## Source data
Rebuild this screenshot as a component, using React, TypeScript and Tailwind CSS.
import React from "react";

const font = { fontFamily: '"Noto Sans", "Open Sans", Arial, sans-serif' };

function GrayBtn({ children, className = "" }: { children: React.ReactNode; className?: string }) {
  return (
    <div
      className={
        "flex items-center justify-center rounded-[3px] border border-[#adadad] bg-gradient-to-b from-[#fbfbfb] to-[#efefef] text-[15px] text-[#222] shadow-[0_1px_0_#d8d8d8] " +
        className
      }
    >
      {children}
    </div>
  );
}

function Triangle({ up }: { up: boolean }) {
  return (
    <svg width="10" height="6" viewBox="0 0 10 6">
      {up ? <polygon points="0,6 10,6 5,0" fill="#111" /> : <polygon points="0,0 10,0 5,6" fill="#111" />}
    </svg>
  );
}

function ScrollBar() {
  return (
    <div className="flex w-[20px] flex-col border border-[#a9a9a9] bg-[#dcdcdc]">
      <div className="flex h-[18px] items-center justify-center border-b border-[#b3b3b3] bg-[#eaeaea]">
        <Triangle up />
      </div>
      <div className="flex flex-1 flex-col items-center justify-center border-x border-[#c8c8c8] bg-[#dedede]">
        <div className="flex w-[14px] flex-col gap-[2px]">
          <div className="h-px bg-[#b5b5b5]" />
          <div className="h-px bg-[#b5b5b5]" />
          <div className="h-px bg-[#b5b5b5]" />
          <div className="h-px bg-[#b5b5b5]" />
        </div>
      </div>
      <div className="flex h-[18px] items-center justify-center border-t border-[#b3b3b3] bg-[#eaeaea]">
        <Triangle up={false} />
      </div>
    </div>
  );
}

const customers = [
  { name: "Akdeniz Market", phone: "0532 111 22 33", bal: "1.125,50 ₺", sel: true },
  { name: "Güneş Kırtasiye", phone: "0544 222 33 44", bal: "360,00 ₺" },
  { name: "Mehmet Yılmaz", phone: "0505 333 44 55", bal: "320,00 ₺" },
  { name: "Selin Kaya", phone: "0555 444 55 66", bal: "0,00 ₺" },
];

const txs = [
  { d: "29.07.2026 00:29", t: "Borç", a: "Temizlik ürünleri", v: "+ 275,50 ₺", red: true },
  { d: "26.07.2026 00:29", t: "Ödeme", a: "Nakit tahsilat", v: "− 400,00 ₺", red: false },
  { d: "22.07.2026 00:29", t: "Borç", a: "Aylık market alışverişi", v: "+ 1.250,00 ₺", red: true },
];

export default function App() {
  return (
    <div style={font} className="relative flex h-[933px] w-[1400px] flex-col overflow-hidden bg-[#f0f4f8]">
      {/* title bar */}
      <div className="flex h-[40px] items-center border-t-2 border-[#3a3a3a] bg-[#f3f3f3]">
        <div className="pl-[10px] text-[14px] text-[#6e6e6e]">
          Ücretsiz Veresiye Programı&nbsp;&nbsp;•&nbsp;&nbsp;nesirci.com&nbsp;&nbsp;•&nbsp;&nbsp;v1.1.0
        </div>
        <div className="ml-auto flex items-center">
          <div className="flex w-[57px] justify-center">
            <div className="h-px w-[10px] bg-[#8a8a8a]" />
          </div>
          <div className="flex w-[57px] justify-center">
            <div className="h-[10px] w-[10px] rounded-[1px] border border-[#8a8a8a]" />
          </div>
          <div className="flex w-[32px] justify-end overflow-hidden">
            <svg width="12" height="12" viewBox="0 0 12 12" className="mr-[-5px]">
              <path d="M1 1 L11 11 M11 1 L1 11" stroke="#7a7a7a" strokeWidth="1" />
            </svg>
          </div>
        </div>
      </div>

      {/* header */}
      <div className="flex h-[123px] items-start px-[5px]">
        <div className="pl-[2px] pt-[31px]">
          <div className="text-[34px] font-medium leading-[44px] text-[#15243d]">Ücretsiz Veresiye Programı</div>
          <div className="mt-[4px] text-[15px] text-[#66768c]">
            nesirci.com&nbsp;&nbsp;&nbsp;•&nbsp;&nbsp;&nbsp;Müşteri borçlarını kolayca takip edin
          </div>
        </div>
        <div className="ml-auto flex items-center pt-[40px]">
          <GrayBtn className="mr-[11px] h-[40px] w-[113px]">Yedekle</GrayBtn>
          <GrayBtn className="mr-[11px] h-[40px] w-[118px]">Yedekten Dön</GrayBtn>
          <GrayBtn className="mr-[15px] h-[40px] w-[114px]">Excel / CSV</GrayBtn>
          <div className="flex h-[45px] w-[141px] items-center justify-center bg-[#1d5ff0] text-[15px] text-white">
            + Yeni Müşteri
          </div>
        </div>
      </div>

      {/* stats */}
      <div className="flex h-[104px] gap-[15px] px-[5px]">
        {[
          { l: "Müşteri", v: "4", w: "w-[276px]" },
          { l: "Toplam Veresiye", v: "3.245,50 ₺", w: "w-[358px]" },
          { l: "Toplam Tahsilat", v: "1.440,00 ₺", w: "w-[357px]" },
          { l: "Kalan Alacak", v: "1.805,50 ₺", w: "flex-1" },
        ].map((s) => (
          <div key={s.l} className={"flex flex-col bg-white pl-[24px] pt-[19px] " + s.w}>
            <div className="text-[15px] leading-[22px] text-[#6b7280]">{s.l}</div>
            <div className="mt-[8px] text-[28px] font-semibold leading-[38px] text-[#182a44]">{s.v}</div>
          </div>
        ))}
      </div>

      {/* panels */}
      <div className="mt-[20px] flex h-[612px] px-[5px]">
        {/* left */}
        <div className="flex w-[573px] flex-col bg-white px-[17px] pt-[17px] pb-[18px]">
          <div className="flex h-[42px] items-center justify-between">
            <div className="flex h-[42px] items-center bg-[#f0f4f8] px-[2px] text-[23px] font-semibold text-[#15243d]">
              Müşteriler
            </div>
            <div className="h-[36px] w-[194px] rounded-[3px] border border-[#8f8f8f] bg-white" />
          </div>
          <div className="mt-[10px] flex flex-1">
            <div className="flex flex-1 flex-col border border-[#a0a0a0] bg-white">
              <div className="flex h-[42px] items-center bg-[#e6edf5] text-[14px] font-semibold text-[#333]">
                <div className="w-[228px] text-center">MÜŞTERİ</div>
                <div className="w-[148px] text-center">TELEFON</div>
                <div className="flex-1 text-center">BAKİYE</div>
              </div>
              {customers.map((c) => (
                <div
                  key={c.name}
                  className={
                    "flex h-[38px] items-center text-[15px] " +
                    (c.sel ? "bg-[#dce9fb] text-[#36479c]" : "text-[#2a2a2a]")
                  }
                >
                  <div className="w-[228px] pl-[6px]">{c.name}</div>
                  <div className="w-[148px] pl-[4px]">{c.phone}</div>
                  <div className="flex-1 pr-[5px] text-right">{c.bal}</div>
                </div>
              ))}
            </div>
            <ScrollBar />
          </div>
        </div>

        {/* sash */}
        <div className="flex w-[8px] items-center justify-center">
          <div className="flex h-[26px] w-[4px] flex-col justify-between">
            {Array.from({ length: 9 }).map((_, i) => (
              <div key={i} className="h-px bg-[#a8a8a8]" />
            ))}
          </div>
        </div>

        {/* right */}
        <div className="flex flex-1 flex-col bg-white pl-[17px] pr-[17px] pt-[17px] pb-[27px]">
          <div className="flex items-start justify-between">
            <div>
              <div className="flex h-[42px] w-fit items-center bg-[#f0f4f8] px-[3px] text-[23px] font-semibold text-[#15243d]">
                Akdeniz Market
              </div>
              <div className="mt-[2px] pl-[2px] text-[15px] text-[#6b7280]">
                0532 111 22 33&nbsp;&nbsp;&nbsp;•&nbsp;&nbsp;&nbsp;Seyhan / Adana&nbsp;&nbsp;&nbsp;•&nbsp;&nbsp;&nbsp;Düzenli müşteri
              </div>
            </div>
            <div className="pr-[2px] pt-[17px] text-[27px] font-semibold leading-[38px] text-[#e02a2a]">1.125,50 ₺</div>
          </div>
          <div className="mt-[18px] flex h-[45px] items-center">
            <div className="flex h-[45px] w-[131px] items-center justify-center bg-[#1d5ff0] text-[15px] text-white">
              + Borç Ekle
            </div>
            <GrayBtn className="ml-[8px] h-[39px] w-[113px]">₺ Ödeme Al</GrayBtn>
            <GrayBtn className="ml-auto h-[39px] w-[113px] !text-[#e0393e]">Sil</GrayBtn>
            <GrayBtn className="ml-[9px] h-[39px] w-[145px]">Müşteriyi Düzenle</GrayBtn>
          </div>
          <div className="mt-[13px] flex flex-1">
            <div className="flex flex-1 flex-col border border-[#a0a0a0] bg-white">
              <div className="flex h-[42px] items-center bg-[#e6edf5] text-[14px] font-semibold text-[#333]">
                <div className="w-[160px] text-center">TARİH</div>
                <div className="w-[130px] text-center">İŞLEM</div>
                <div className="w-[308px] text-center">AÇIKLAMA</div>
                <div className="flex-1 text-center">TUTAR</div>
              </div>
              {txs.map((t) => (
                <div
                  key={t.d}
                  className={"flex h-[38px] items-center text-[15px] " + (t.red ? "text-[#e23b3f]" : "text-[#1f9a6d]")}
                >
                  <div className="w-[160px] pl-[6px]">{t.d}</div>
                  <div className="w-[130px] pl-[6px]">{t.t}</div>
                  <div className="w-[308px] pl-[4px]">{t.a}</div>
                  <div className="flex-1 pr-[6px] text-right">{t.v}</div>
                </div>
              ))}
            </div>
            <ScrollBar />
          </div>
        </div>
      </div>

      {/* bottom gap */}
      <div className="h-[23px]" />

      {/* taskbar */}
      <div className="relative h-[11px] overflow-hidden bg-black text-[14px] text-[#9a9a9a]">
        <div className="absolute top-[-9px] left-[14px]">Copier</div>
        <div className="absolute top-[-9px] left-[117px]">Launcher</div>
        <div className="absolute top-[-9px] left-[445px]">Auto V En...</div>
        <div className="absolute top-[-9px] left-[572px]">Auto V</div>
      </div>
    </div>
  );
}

## What the exercise asks
Where a line in the material contains "React", copy that line.

## Expected answer
Rebuild this screenshot as a component, using React, TypeScript and Tailwind CSS.
import React from "react";
function GrayBtn({ children, className = "" }: { children: React.ReactNode; className?: string }) {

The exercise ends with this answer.